** Raw data **
+ + + +

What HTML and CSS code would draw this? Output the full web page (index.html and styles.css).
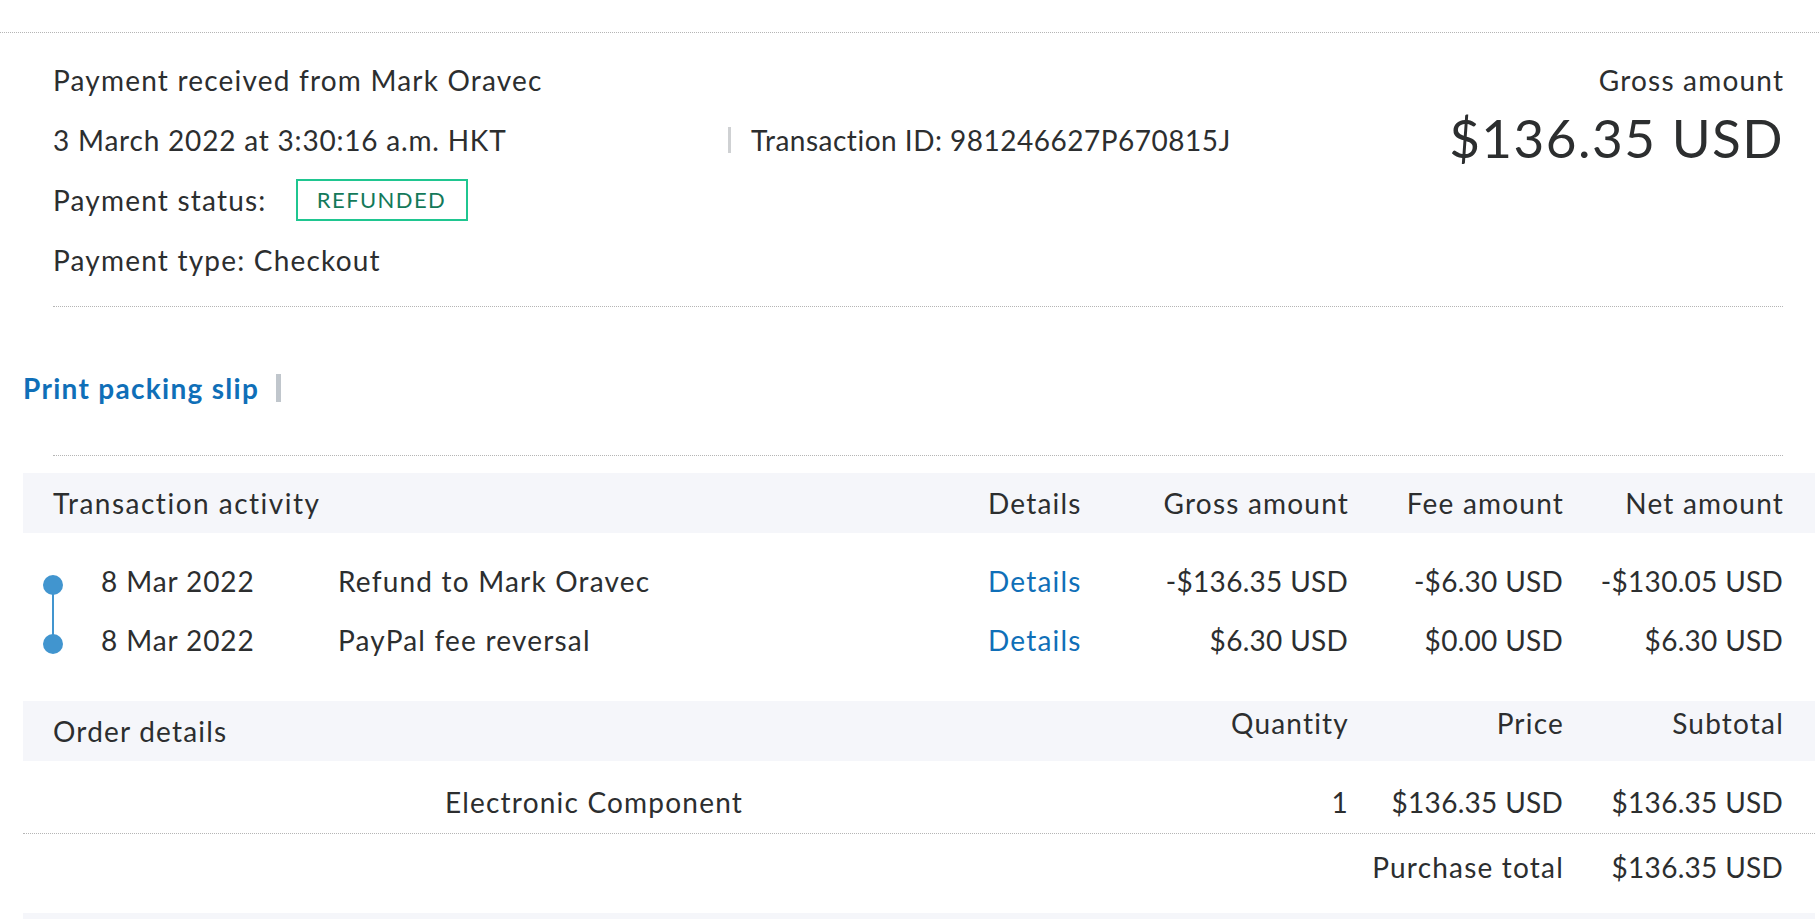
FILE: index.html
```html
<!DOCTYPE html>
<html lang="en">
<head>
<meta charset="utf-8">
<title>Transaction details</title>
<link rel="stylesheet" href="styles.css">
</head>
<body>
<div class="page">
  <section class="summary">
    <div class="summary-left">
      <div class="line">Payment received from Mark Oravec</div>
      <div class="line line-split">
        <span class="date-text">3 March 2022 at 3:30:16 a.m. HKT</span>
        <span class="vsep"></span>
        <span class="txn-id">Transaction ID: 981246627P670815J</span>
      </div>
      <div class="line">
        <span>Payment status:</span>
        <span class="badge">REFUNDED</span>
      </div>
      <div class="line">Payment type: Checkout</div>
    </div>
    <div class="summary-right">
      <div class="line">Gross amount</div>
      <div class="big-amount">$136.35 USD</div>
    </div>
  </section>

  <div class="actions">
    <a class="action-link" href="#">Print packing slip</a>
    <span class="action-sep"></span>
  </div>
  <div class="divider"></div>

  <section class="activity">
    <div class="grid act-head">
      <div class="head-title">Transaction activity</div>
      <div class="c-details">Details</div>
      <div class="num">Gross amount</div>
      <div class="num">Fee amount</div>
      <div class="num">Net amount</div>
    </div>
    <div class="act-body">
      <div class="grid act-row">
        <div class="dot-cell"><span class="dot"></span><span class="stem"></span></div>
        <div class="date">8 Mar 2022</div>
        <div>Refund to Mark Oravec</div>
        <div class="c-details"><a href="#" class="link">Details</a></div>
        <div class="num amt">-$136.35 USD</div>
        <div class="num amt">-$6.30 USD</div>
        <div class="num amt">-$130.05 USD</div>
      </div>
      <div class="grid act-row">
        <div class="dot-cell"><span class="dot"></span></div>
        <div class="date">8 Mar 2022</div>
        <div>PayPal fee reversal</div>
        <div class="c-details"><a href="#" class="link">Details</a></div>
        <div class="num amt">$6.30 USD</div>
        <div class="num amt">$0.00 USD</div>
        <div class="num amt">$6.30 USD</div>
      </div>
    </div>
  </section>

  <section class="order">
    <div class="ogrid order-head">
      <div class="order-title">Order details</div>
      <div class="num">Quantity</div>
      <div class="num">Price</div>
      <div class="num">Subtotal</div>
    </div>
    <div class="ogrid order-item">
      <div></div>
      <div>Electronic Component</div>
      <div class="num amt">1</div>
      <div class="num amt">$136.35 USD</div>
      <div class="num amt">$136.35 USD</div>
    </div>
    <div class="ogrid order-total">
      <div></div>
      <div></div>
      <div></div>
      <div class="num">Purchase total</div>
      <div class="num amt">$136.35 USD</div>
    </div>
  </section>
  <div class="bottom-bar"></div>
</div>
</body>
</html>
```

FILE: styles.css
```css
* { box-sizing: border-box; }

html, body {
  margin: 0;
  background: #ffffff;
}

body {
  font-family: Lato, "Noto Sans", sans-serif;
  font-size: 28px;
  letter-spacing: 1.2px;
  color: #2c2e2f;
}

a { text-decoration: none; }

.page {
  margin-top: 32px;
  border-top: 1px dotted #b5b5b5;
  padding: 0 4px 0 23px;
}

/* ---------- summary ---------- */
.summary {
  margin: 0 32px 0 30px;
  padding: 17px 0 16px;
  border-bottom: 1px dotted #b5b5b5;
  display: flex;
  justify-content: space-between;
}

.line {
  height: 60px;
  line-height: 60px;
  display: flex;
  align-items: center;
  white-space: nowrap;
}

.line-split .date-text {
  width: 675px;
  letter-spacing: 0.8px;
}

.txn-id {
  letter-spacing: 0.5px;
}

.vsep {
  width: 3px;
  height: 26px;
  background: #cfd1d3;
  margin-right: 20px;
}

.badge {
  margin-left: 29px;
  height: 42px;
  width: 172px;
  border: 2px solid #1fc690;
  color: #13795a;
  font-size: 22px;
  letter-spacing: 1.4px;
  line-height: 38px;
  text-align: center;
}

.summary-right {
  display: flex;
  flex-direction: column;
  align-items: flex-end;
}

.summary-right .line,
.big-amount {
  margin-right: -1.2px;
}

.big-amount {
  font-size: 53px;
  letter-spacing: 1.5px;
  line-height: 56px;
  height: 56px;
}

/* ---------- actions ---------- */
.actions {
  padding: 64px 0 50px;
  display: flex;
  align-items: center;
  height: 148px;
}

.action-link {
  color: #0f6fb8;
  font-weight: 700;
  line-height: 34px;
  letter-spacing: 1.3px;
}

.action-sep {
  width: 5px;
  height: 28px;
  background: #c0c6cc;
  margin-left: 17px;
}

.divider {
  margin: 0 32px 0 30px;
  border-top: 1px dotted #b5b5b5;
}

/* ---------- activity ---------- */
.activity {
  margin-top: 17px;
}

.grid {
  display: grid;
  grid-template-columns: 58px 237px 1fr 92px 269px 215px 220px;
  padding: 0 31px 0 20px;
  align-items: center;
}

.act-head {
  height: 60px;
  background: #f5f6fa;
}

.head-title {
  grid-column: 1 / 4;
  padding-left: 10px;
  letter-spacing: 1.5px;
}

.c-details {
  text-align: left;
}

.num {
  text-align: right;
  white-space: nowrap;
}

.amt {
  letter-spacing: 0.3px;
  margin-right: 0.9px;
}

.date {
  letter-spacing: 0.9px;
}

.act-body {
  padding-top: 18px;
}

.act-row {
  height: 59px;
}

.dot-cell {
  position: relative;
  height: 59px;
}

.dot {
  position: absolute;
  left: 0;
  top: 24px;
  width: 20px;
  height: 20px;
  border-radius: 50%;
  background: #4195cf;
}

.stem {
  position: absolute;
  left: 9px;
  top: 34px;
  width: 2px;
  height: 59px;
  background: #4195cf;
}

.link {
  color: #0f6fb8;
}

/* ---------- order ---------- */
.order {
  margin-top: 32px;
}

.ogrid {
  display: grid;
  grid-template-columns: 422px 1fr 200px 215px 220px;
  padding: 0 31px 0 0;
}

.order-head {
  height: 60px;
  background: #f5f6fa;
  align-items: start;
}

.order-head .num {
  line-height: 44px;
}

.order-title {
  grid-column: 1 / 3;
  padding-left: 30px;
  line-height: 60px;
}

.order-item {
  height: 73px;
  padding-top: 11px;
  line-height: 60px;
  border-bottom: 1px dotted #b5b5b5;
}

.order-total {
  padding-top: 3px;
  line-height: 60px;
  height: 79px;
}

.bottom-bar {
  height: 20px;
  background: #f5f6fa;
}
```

+ + + +

** What the exercise asks **
Transcribe the material exactly, leaving every picture out.

** Full output **
What HTML and CSS code would draw this? Output the full web page (index.html and styles.css).
FILE: index.html
```html
<!DOCTYPE html>
<html lang="en">
<head>
<meta charset="utf-8">
<title>Transaction details</title>
<link rel="stylesheet" href="styles.css">
</head>
<body>
<div class="page">
  <section class="summary">
    <div class="summary-left">
      <div class="line">Payment received from Mark Oravec</div>
      <div class="line line-split">
        <span class="date-text">3 March 2022 at 3:30:16 a.m. HKT</span>
        <span class="vsep"></span>
        <span class="txn-id">Transaction ID: 981246627P670815J</span>
      </div>
      <div class="line">
        <span>Payment status:</span>
        <span class="badge">REFUNDED</span>
      </div>
      <div class="line">Payment type: Checkout</div>
    </div>
    <div class="summary-right">
      <div class="line">Gross amount</div>
      <div class="big-amount">$136.35 USD</div>
    </div>
  </section>

  <div class="actions">
    <a class="action-link" href="#">Print packing slip</a>
    <span class="action-sep"></span>
  </div>
  <div class="divider"></div>

  <section class="activity">
    <div class="grid act-head">
      <div class="head-title">Transaction activity</div>
      <div class="c-details">Details</div>
      <div class="num">Gross amount</div>
      <div class="num">Fee amount</div>
      <div class="num">Net amount</div>
    </div>
    <div class="act-body">
      <div class="grid act-row">
        <div class="dot-cell"><span class="dot"></span><span class="stem"></span></div>
        <div class="date">8 Mar 2022</div>
        <div>Refund to Mark Oravec</div>
        <div class="c-details"><a href="#" class="link">Details</a></div>
        <div class="num amt">-$136.35 USD</div>
        <div class="num amt">-$6.30 USD</div>
        <div class="num amt">-$130.05 USD</div>
      </div>
      <div class="grid act-row">
        <div class="dot-cell"><span class="dot"></span></div>
        <div class="date">8 Mar 2022</div>
        <div>PayPal fee reversal</div>
        <div class="c-details"><a href="#" class="link">Details</a></div>
        <div class="num amt">$6.30 USD</div>
        <div class="num amt">$0.00 USD</div>
        <div class="num amt">$6.30 USD</div>
      </div>
    </div>
  </section>

  <section class="order">
    <div class="ogrid order-head">
      <div class="order-title">Order details</div>
      <div class="num">Quantity</div>
      <div class="num">Price</div>
      <div class="num">Subtotal</div>
    </div>
    <div class="ogrid order-item">
      <div></div>
      <div>Electronic Component</div>
      <div class="num amt">1</div>
      <div class="num amt">$136.35 USD</div>
      <div class="num amt">$136.35 USD</div>
    </div>
    <div class="ogrid order-total">
      <div></div>
      <div></div>
      <div></div>
      <div class="num">Purchase total</div>
      <div class="num amt">$136.35 USD</div>
    </div>
  </section>
  <div class="bottom-bar"></div>
</div>
</body>
</html>
```

FILE: styles.css
```css
* { box-sizing: border-box; }

html, body {
  margin: 0;
  background: #ffffff;
}

body {
  font-family: Lato, "Noto Sans", sans-serif;
  font-size: 28px;
  letter-spacing: 1.2px;
  color: #2c2e2f;
}

a { text-decoration: none; }

.page {
  margin-top: 32px;
  border-top: 1px dotted #b5b5b5;
  padding: 0 4px 0 23px;
}

/* ---------- summary ---------- */
.summary {
  margin: 0 32px 0 30px;
  padding: 17px 0 16px;
  border-bottom: 1px dotted #b5b5b5;
  display: flex;
  justify-content: space-between;
}

.line {
  height: 60px;
  line-height: 60px;
  display: flex;
  align-items: center;
  white-space: nowrap;
}

.line-split .date-text {
  width: 675px;
  letter-spacing: 0.8px;
}

.txn-id {
  letter-spacing: 0.5px;
}

.vsep {
  width: 3px;
  height: 26px;
  background: #cfd1d3;
  margin-right: 20px;
}

.badge {
  margin-left: 29px;
  height: 42px;
  width: 172px;
  border: 2px solid #1fc690;
  color: #13795a;
  font-size: 22px;
  letter-spacing: 1.4px;
  line-height: 38px;
  text-align: center;
}

.summary-right {
  display: flex;
  flex-direction: column;
  align-items: flex-end;
}

.summary-right .line,
.big-amount {
  margin-right: -1.2px;
}

.big-amount {
  font-size: 53px;
  letter-spacing: 1.5px;
  line-height: 56px;
  height: 56px;
}

/* ---------- actions ---------- */
.actions {
  padding: 64px 0 50px;
  display: flex;
  align-items: center;
  height: 148px;
}

.action-link {
  color: #0f6fb8;
  font-weight: 700;
  line-height: 34px;
  letter-spacing: 1.3px;
}

.action-sep {
  width: 5px;
  height: 28px;
  background: #c0c6cc;
  margin-left: 17px;
}

.divider {
  margin: 0 32px 0 30px;
  border-top: 1px dotted #b5b5b5;
}

/* ---------- activity ---------- */
.activity {
  margin-top: 17px;
}

.grid {
  display: grid;
  grid-template-columns: 58px 237px 1fr 92px 269px 215px 220px;
  padding: 0 31px 0 20px;
  align-items: center;
}

.act-head {
  height: 60px;
  background: #f5f6fa;
}

.head-title {
  grid-column: 1 / 4;
  padding-left: 10px;
  letter-spacing: 1.5px;
}

.c-details {
  text-align: left;
}

.num {
  text-align: right;
  white-space: nowrap;
}

.amt {
  letter-spacing: 0.3px;
  margin-right: 0.9px;
}

.date {
  letter-spacing: 0.9px;
}

.act-body {
  padding-top: 18px;
}

.act-row {
  height: 59px;
}

.dot-cell {
  position: relative;
  height: 59px;
}

.dot {
  position: absolute;
  left: 0;
  top: 24px;
  width: 20px;
  height: 20px;
  border-radius: 50%;
  background: #4195cf;
}

.stem {
  position: absolute;
  left: 9px;
  top: 34px;
  width: 2px;
  height: 59px;
  background: #4195cf;
}

.link {
  color: #0f6fb8;
}

/* ---------- order ---------- */
.order {
  margin-top: 32px;
}

.ogrid {
  display: grid;
  grid-template-columns: 422px 1fr 200px 215px 220px;
  padding: 0 31px 0 0;
}

.order-head {
  height: 60px;
  background: #f5f6fa;
  align-items: start;
}

.order-head .num {
  line-height: 44px;
}

.order-title {
  grid-column: 1 / 3;
  padding-left: 30px;
  line-height: 60px;
}

.order-item {
  height: 73px;
  padding-top: 11px;
  line-height: 60px;
  border-bottom: 1px dotted #b5b5b5;
}

.order-total {
  padding-top: 3px;
  line-height: 60px;
  height: 79px;
}

.bottom-bar {
  height: 20px;
  background: #f5f6fa;
}
```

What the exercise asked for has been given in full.